Lukeby Mike Raiter
Almost from the very beginning of His ministry, the Jewish leaders had been plotting against Jesus (see Luke 6:11), and now they are looking for an opportunity to kill Him. His repeated humiliation of them in the Temple debates has only hardened their resolve. To arrest Him openly would incite a riot, as He is too popular. They need a time and place when Jesus can be quickly and quietly seized, and then tried and executed, but they don’t know His daily timetable. They are delighted when one of His own disciples decides to betray Him (vv. 3–6).
Luke gives us two reasons for this betrayal. “Satan entered Judas” (v. 3). Satan’s great work has been to destroy the mission of God’s Son, and so undermine all that God is doing to bring salvation to the world. Yet that does not diminish Judas’ own responsibility (v. 22). The Jews were delighted to give Judas money and, we can be sure, he was equally glad to receive it (v. 5).
There is, however, another power behind all these events. Satan’s will and human will are not sovereign. Jesus says, “The Son of Man will go as it has been decreed” (v. 22). Behind these evil events of the next few days is the powerful hand of God, working through betrayal, suffering, and death to reconcile men and women to Him.
The Passover meal consisted of meat, herbs, and vegetables, but Jesus focuses on the unleavened bread and the wine, teaching the disciples their true meaning.
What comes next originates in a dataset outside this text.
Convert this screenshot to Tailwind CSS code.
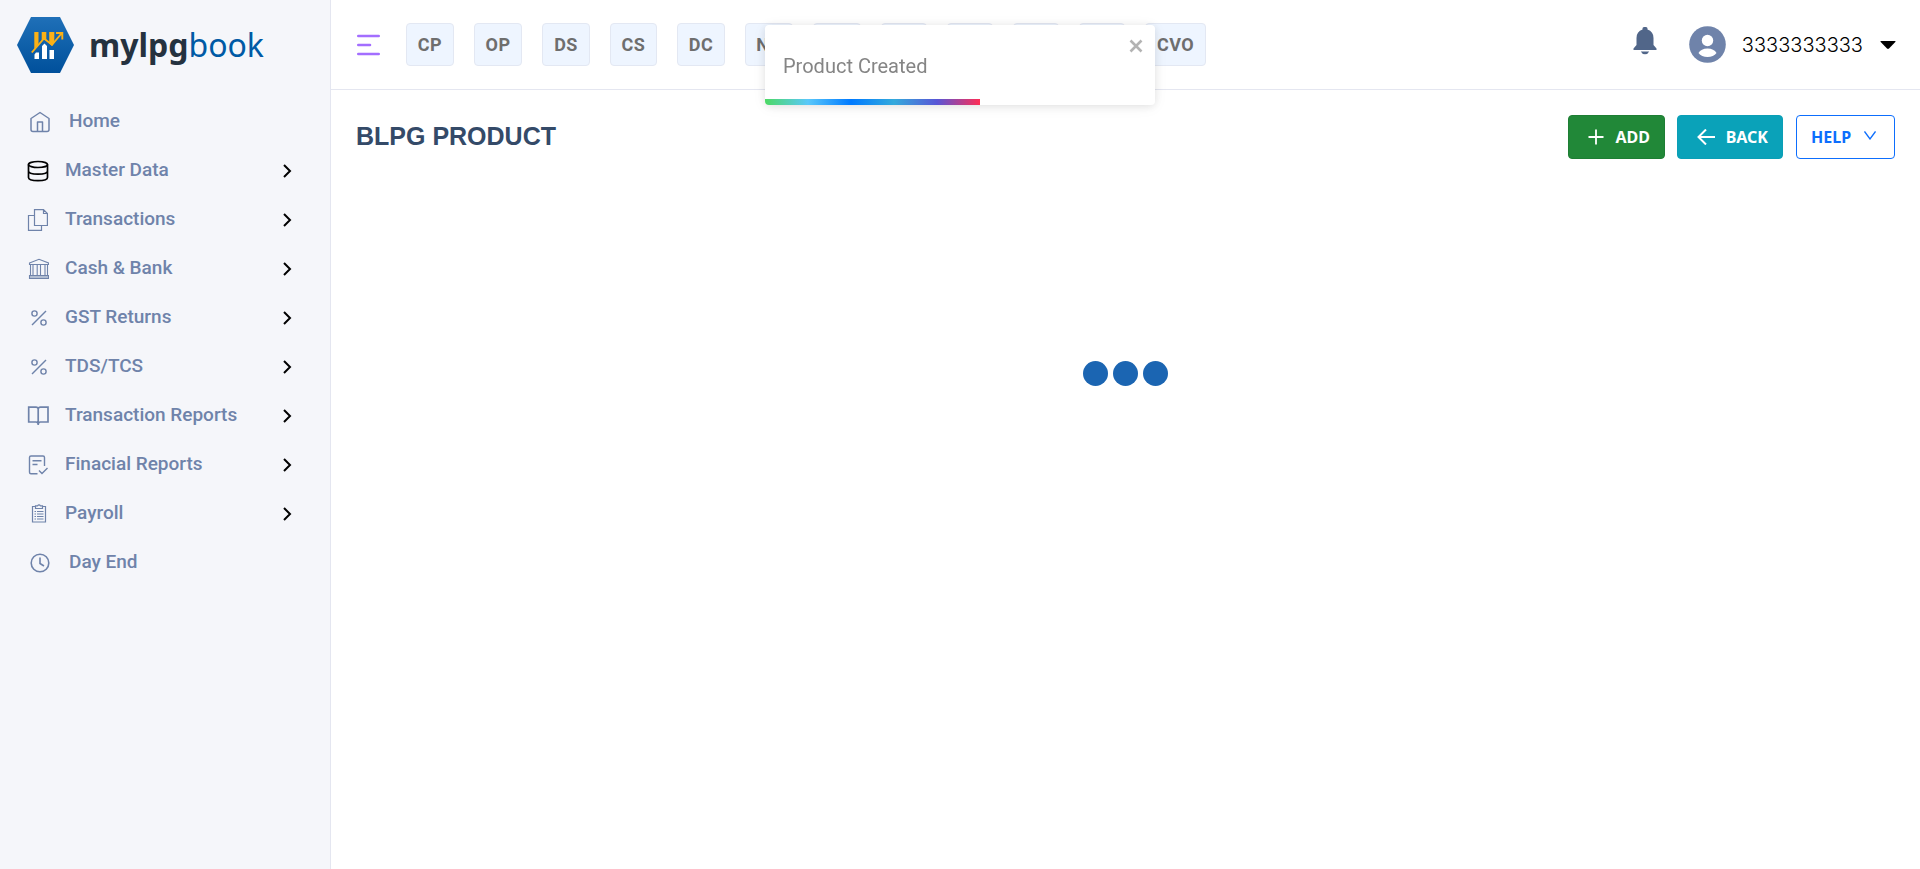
<!DOCTYPE html>
<html lang="en">
<head>
<meta charset="utf-8">
<meta name="viewport" content="width=device-width, initial-scale=1">
<title>mylpgbook</title>
<script src="https://cdn.jsdelivr.net/npm/@tailwindcss/browser@4"></script>
</head>
<body class="flex min-h-screen bg-white font-['Roboto',sans-serif]">

<aside class="w-[331px] shrink-0 border-r border-[#e4e6f0] bg-[#f5f6fa]">
  <a href="#" class="flex h-[90px] items-center pl-4">
    <svg class="h-[58px] w-[59px]" viewBox="0 0 59 58">
      <defs><linearGradient id="hex" x1="0" y1="0" x2="0" y2="1"><stop offset="0" stop-color="#1f70b8"/><stop offset="1" stop-color="#00509b"/></linearGradient></defs>
      <path d="M15 1H44L58 29L44 57H15L1 29Z" fill="url(#hex)"/>
      <path d="M18.500 43V38.500L20 36.500H23V43ZM26 43V30L28.500 27.500L31 30V43ZM33.500 43V34H38V43Z" fill="#fff"/>
      <path d="M18.300 16H22.500V28L18.300 33ZM25.700 16H30.300V25L28 22L25.700 25ZM33.200 16H38.300V27L36 30L33.200 27.500Z" fill="#fbb116"/>
      <path d="M15.800 36.500L28 22.500L36 28.800L45.500 17.500M40 17H46.300V23.500" fill="none" stroke="#fbb116" stroke-width="1.900"/>
    </svg>
    <span class="ml-3.5 font-['Noto_Sans',sans-serif] text-[32px] leading-10 text-[#005aa5]"><b class="font-bold text-[#25323f]">mylpg</b>book</span>
  </a>
  <nav class="flex flex-col pt-[7px] text-[19px] font-medium text-[#6f83aa]">
    <a href="#" class="flex h-[49px] items-center gap-[18px] pl-[29px]">
      <svg class="size-[22px]" viewBox="0 0 22 22" fill="none" stroke="currentColor" stroke-width="1.500" stroke-linejoin="round"><path d="M2 7.500L11 1.500L20 7.500V18.500Q20 20.500 18 20.500H4Q2 20.500 2 18.500ZM8.500 20.500V11H13.500V20.500"/></svg>Home</a>
    <a href="#" class="flex h-[49px] items-center gap-4 pr-[37px] pl-[27px]">
      <svg class="size-[22px] text-black" viewBox="0 0 22 22" fill="none" stroke="currentColor" stroke-width="1.700"><ellipse cx="11" cy="4.500" rx="9.500" ry="3"/><path d="M1.500 4.500V17.500C1.500 21.700 20.500 21.700 20.500 17.500V4.500M1.500 11C1.500 15.200 20.500 15.200 20.500 11"/></svg>Master Data
      <svg class="ml-auto h-4 w-3 text-black" viewBox="0 0 12 16" fill="none" stroke="currentColor" stroke-width="2"><path d="M3 2L9 8L3 14"/></svg></a>
    <a href="#" class="flex h-[49px] items-center gap-4 pr-[37px] pl-[27px]">
      <svg class="size-[22px]" viewBox="0 0 22 22" fill="none" stroke="currentColor" stroke-width="1.200"><path d="M7.500 .600H16.500L20.400 4.500V16.500H7.500ZM16.500 .600V4.500H20.400M7.500 6.500H1.500V21.400H14.500V16.500"/></svg>Transactions
      <svg class="ml-auto h-4 w-3 text-black" viewBox="0 0 12 16" fill="none" stroke="currentColor" stroke-width="2"><path d="M3 2L9 8L3 14"/></svg></a>
    <a href="#" class="flex h-[49px] items-center gap-4 pr-[37px] pl-[27px]">
      <svg class="size-[22px]" viewBox="0 0 22 22" fill="none" stroke="currentColor" stroke-width="1.100"><path d="M2.500 5L12 1.300L21.500 5V6.500H2.500ZM3.500 6.500V17.500M6 6.500V17.500M10.200 6.500V17.500M13.500 6.500V17.500M18 6.500V17.500M20.500 6.500V17.500M2.500 17.500H21.500V20.500H2.500ZM2.500 19H21.500"/></svg>Cash &amp; Bank
      <svg class="ml-auto h-4 w-3 text-black" viewBox="0 0 12 16" fill="none" stroke="currentColor" stroke-width="2"><path d="M3 2L9 8L3 14"/></svg></a>
    <a href="#" class="flex h-[49px] items-center gap-4 pr-[37px] pl-[27px]">
      <svg class="size-[22px]" viewBox="0 0 22 22" fill="none" stroke="currentColor" stroke-width="1.400"><circle cx="7.500" cy="6.500" r="2.600"/><circle cx="16.500" cy="15.500" r="2.600"/><path d="M19 4L5 18"/></svg>GST Returns
      <svg class="ml-auto h-4 w-3 text-black" viewBox="0 0 12 16" fill="none" stroke="currentColor" stroke-width="2"><path d="M3 2L9 8L3 14"/></svg></a>
    <a href="#" class="flex h-[49px] items-center gap-4 pr-[37px] pl-[27px]">
      <svg class="size-[22px]" viewBox="0 0 22 22" fill="none" stroke="currentColor" stroke-width="1.400"><circle cx="7.500" cy="6.500" r="2.600"/><circle cx="16.500" cy="15.500" r="2.600"/><path d="M19 4L5 18"/></svg>TDS/TCS
      <svg class="ml-auto h-4 w-3 text-black" viewBox="0 0 12 16" fill="none" stroke="currentColor" stroke-width="2"><path d="M3 2L9 8L3 14"/></svg></a>
    <a href="#" class="flex h-[49px] items-center gap-4 pr-[37px] pl-[27px]">
      <svg class="size-[22px]" viewBox="0 0 22 22" fill="none" stroke="currentColor" stroke-width="1.700"><path d="M11.200 4Q11 2.200 9 2.200H1.700V17H9Q11.200 17 11.200 19.500Q11.200 17 13.400 17H21V2.200H13.400Q11.400 2.200 11.200 4V20"/></svg>Transaction Reports
      <svg class="ml-auto h-4 w-3 text-black" viewBox="0 0 12 16" fill="none" stroke="currentColor" stroke-width="2"><path d="M3 2L9 8L3 14"/></svg></a>
    <a href="#" class="flex h-[49px] items-center gap-4 pr-[37px] pl-[27px]">
      <svg class="size-[22px]" viewBox="0 0 22 22" fill="none" stroke="currentColor" stroke-width="1.400"><path d="M10.500 19.800H4Q2.500 19.800 2.500 18.300V3.500Q2.500 2 4 2H16Q17.500 2 17.500 3.500V12M5.500 6.800H14.500M5.500 10.500H10.500M12 16.500L15 19.500L20.500 14"/></svg>Finacial Reports
      <svg class="ml-auto h-4 w-3 text-black" viewBox="0 0 12 16" fill="none" stroke="currentColor" stroke-width="2"><path d="M3 2L9 8L3 14"/></svg></a>
    <a href="#" class="flex h-[49px] items-center gap-4 pr-[37px] pl-[27px]">
      <svg class="size-[22px]" viewBox="0 0 22 22" fill="none" stroke="currentColor" stroke-width="1.200"><path d="M8.500 3.500H5.500V19H18.500V3.500H15.500M8.500 2.800H10.500Q12 .800 13.500 2.800H15.500V5.500H8.500ZM7.500 8.500H9M10 8.500H16.500M7.500 11H9M10 11H16.500M7.500 13.500H9M10 13.500H16.500M7.500 16H9M10 16H16.500"/></svg>Payroll
      <svg class="ml-auto h-4 w-3 text-black" viewBox="0 0 12 16" fill="none" stroke="currentColor" stroke-width="2"><path d="M3 2L9 8L3 14"/></svg></a>
    <a href="#" class="flex h-[49px] items-center gap-[18px] pl-[29px]">
      <svg class="size-[22px]" viewBox="0 0 22 22" fill="none" stroke="currentColor" stroke-width="1.600"><circle cx="11" cy="11" r="8.800"/><path d="M11 5.500V11.500L15 14"/></svg>Day End</a>
  </nav>
</aside>

<div class="min-w-0 grow">
  <header class="flex h-[90px] items-center border-b border-[#e4e6f0] pr-6 pl-[25px]">
    <button type="button" aria-label="Toggle menu" class="mr-[25px]">
      <svg class="h-[22px] w-[25px]" viewBox="0 0 25 22" fill="none" stroke="#a36eff" stroke-width="2.600" stroke-linecap="round"><path d="M2.300 2H22.700M2.300 11H14M2.300 20H22.700"/></svg>
    </button>
    <div class="flex gap-5 text-lg font-bold tracking-wide text-[#6e6e6e]">
      <button type="button" class="h-[43px] w-12 rounded border border-[#e3e8f3] bg-[#eef5ff]">CP</button>
      <button type="button" class="h-[43px] w-12 rounded border border-[#e3e8f3] bg-[#eef5ff]">OP</button>
      <button type="button" class="h-[43px] w-12 rounded border border-[#e3e8f3] bg-[#eef5ff]">DS</button>
      <button type="button" class="h-[43px] w-[47px] rounded border border-[#e3e8f3] bg-[#eef5ff]">CS</button>
      <button type="button" class="h-[43px] w-12 rounded border border-[#e3e8f3] bg-[#eef5ff]">DC</button>
      <button type="button" class="h-[43px] w-12 rounded border border-[#e3e8f3] bg-[#eef5ff]">NC</button>
      <button type="button" class="h-[43px] w-12 rounded border border-[#e3e8f3] bg-[#eef5ff]">RC</button>
      <button type="button" class="h-[43px] w-[46px] rounded border border-[#e3e8f3] bg-[#eef5ff]">TV</button>
      <button type="button" class="h-[43px] w-[46px] rounded border border-[#e3e8f3] bg-[#eef5ff]">PV</button>
      <button type="button" class="h-[43px] w-[46px] rounded border border-[#e3e8f3] bg-[#eef5ff]">RV</button>
      <button type="button" class="h-[43px] w-[46px] rounded border border-[#e3e8f3] bg-[#eef5ff]">JV</button>
      <button type="button" class="h-[43px] w-[61px] rounded border border-[#e3e8f3] bg-[#eef5ff]">CVO</button>
    </div>
    <div class="ml-auto flex items-center">
      <button type="button" aria-label="Notifications" class="mr-8 pb-2">
        <svg class="h-7 w-6" viewBox="0 0 24 28" fill="#516689"><path d="M9.500 1.500Q9.500 0 11 0H13Q14.500 0 14.500 1.500V2.500Q20.500 4.500 20.500 11V18L23.500 21.500V23H.500V21.500L3.500 18V11Q3.500 4.500 9.500 2.500ZM7.800 24.500H16.200Q15 27.200 12 27.200Q9 27.200 7.800 24.500Z"/></svg>
      </button>
      <button type="button" class="flex items-center font-['Inter',sans-serif] text-xl font-light text-black">
        <svg class="mr-4 size-[37px]" viewBox="0 0 37 37"><circle cx="18.500" cy="18.500" r="18.300" fill="#6f83aa"/><circle cx="18.500" cy="14.500" r="5.700" fill="#fff"/><path d="M9.500 27Q12 22.500 18.500 22.500T27.500 27Q24.500 31 18.500 31T9.500 27Z" fill="#fff"/></svg>
        3333333333
        <svg class="ml-[17px] h-2 w-4" viewBox="0 0 16 8"><path d="M1 0H15Q16 0 15.300 1L9 7.500Q8 8.300 7 7.500L.700 1Q0 0 1 0Z"/></svg>
      </button>
    </div>
  </header>

  <main class="px-[25px]">
    <div class="flex items-center pt-[25px]">
      <h1 class="font-['Liberation_Sans',sans-serif] text-[25px] font-bold text-[#344a68]">BLPG PRODUCT</h1>
      <div class="ml-auto flex font-['Noto_Sans',sans-serif] text-base font-bold text-white">
        <button type="button" class="mr-3 flex h-11 w-[97px] items-center justify-end gap-3 rounded border border-[#1e7e34] bg-[#218838] pr-[14px]">
          <svg class="size-4" viewBox="0 0 16 16" stroke="currentColor" stroke-width="1.800"><path d="M8 .500V15.500M.500 8H15.500"/></svg>ADD</button>
        <button type="button" class="mr-[13px] flex h-11 w-[106px] items-center justify-end gap-[11px] rounded border border-[#0a9fb6] bg-[#0aa2b9] pr-[14px]">
          <svg class="h-4 w-[18px]" viewBox="0 0 18 16" fill="none" stroke="currentColor" stroke-width="2"><path d="M9 .500L1.500 8L9 15.500M1.500 8H18"/></svg>BACK</button>
        <button type="button" class="flex h-11 w-[99px] items-center gap-[13px] rounded border border-[#0d6efd] pl-[14px] text-[#0d6efd]">HELP
          <svg class="mb-1 h-[9px] w-3" viewBox="0 0 12 9" fill="none" stroke="currentColor" stroke-width="1.300"><path d="M.500 .500L6 8L11.500 .500"/></svg></button>
      </div>
    </div>
    <div role="status" aria-label="Loading" class="flex justify-center gap-[5px] pt-[202px]">
      <span class="size-[25px] rounded-full bg-[#1b65b2]"></span>
      <span class="size-[25px] rounded-full bg-[#1b65b2]"></span>
      <span class="size-[25px] rounded-full bg-[#1b65b2]"></span>
    </div>
  </main>
</div>

<div role="alert" class="fixed top-[25px] left-1/2 h-20 w-[390px] -translate-x-1/2 overflow-hidden rounded bg-white shadow-[0_1px_10px_0_rgba(0,0,0,0.1),0_2px_15px_0_rgba(0,0,0,0.05)]">
  <p class="pt-[26px] pl-[18px] text-xl leading-[30px] text-[#858585]">Product Created</p>
  <button type="button" aria-label="Close" class="absolute top-[14px] right-3">
    <svg class="size-[14px]" viewBox="0 0 14 14" stroke="#b3b3b3" stroke-width="2.600"><path d="M1.500 1.500L12.500 12.500M12.500 1.500L1.500 12.500"/></svg>
  </button>
  <div class="absolute bottom-0 left-0 h-[6px] bg-[linear-gradient(to_right,#4cd964,#5ac8fa,#007aff,#34aadc,#5856d6,#ff2d55)]" style="width:55%"></div>
</div>
</body>
</html>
The book of Exodus predicted that the Christ would die (Exodus 12:1–28). The broken bread looked forward to His body, and the wine symbolised His shed blood. Jesus is revealing what had always been the true meaning and intent of the Passover (see Luke 24:44–46). How appropriate that we regularly gather as His disciples and share a meal that remembers His death for us (v. 19).
We believe in an all-mighty God who wonderfully and mysteriously achieves His good purposes for our salvation by working through the deliberate, wilful choices and actions of men and women as well as the schemes of the devil. It is because we believe in the awesome sovereignty of God that we can pray with confidence and not fear the future.
How do you think someone who had seen and heard all that Jesus did could betray Him? Is there a warning here for us?
We have repeatedly seen that meals were an important part of Jesus’ ministry (Luke 5:29; 14:15–24; 15:2). Jesus now initiates a meal as the context in which we are to remember His death for us. Why is a meal such an important and effective way to remember the cross?